Supplied material:
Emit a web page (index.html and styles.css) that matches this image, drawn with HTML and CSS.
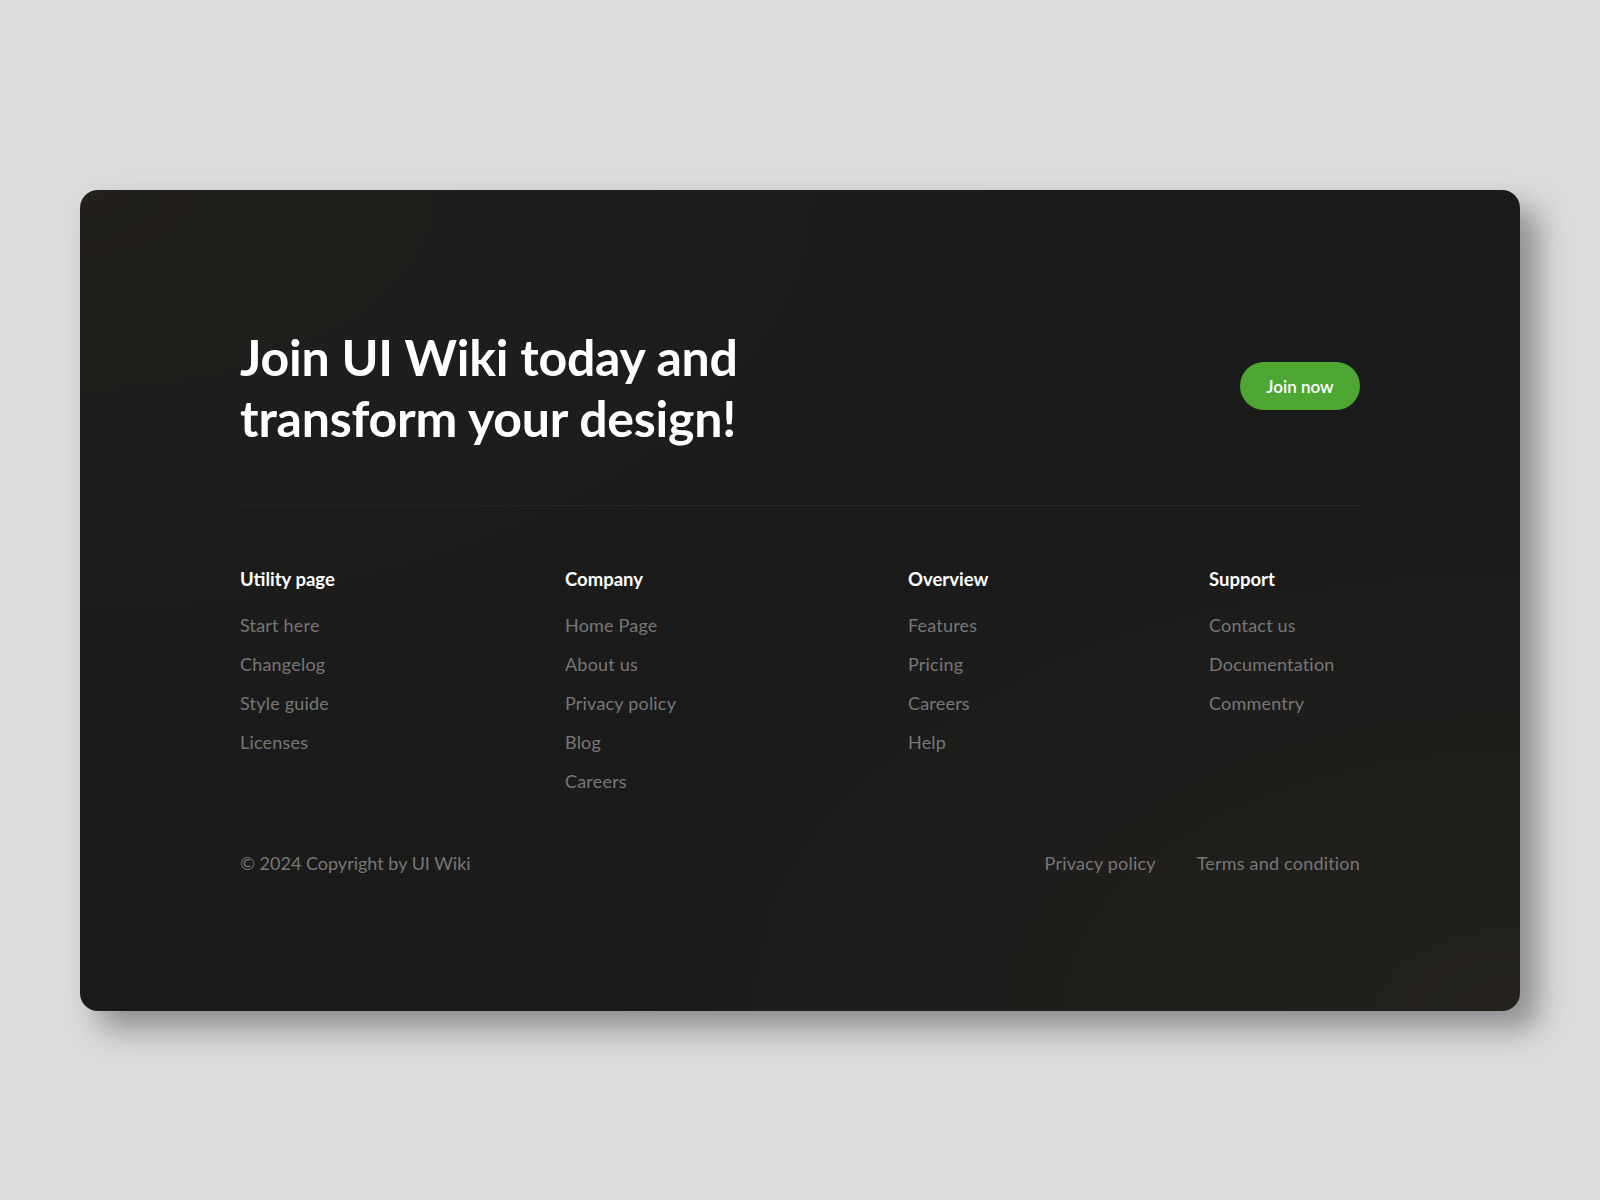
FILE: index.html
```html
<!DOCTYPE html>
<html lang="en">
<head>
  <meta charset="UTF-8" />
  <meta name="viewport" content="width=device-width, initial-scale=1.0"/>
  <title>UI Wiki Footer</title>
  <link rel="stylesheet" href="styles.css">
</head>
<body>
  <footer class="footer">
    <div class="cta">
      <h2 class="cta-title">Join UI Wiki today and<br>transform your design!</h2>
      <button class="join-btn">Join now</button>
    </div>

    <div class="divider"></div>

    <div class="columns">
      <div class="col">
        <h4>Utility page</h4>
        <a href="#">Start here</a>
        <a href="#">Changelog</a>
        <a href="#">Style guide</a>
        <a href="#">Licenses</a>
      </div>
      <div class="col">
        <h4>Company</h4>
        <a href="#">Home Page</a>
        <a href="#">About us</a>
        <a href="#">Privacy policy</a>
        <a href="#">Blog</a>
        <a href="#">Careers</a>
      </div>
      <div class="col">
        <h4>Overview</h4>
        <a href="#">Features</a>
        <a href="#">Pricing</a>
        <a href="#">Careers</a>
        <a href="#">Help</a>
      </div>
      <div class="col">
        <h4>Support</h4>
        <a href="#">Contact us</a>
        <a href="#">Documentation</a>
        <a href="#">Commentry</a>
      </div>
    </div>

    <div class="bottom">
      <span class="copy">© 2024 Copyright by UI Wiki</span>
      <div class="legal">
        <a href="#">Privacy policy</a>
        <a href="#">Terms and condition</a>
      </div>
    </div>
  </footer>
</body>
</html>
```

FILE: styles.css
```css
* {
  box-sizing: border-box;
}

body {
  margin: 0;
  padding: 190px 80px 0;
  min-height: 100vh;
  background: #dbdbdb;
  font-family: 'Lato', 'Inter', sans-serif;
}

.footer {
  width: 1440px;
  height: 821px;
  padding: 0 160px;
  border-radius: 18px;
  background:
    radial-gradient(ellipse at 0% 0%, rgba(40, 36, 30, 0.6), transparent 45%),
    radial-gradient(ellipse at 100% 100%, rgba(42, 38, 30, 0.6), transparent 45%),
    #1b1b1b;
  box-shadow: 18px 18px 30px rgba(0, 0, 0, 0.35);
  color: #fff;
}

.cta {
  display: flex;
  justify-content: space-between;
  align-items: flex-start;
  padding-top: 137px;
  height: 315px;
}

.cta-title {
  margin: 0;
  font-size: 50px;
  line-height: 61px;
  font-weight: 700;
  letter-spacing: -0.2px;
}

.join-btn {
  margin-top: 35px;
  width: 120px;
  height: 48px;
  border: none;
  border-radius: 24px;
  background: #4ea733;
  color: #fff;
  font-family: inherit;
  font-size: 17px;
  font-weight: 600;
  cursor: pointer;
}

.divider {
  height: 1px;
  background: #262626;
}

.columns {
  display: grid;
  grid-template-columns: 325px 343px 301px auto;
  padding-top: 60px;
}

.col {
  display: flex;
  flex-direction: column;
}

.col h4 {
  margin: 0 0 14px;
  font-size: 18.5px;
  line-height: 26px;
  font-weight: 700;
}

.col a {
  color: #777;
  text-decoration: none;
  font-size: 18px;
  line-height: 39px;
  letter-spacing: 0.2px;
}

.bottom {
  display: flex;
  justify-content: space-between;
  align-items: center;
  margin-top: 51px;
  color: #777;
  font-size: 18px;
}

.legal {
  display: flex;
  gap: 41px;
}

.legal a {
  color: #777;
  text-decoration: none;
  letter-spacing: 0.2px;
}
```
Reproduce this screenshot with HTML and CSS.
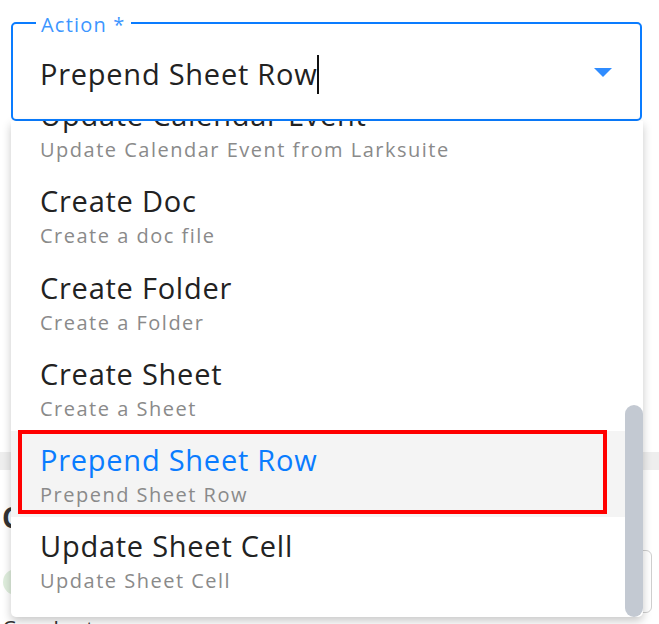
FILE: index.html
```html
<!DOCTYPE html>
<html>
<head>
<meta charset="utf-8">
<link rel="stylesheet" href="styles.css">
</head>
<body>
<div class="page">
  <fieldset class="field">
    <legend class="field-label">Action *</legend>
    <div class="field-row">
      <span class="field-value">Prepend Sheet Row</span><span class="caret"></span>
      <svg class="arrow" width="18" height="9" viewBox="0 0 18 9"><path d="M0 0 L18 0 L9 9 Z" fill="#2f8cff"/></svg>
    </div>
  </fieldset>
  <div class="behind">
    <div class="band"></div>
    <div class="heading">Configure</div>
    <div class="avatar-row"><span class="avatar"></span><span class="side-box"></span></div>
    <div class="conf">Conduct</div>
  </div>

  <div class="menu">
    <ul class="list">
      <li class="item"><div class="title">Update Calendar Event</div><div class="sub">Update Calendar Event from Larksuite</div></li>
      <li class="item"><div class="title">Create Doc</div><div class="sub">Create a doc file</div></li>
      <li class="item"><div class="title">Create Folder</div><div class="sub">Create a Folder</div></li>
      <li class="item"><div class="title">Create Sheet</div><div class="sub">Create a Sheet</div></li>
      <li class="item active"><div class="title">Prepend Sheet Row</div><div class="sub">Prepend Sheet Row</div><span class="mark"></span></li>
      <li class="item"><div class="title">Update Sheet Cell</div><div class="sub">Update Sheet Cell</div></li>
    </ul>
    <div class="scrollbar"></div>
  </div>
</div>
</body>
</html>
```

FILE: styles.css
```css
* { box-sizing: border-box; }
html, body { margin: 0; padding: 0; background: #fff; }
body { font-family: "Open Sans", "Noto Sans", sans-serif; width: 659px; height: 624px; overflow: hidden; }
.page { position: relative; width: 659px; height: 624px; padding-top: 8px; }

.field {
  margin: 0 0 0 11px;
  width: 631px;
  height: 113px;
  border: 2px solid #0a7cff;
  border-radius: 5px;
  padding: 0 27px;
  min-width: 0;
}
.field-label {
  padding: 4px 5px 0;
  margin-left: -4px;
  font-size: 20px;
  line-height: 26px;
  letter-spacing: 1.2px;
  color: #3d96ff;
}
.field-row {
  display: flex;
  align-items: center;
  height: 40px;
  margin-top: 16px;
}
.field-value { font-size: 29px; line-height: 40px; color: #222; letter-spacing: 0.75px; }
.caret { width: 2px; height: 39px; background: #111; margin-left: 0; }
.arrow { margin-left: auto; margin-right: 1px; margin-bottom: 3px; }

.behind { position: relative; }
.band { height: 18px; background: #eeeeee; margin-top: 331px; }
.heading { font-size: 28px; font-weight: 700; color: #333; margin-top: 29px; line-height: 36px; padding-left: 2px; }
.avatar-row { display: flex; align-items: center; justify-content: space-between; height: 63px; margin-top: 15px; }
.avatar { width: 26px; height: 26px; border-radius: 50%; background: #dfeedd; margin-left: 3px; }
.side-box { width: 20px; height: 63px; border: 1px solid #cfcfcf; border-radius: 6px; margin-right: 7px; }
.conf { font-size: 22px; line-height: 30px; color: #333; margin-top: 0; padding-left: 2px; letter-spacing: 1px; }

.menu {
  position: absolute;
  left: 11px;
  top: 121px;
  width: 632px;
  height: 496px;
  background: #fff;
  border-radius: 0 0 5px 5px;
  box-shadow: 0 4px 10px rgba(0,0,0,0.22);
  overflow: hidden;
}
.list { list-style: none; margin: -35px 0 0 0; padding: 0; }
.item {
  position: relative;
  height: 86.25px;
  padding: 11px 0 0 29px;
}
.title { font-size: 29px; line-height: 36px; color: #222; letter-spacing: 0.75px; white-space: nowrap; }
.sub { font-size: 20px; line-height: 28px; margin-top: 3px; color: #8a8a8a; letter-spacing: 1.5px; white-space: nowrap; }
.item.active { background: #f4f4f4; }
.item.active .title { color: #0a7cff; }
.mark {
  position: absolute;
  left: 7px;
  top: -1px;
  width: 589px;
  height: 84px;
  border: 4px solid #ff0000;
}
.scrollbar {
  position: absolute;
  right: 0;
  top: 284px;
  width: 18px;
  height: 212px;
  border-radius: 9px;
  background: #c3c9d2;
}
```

Short exercise: Using the entries above, return each line that includes the word "with".

The output:
Emit a web page (index.html and styles.css) that matches this image, drawn with HTML and CSS.
Reproduce this screenshot with HTML and CSS.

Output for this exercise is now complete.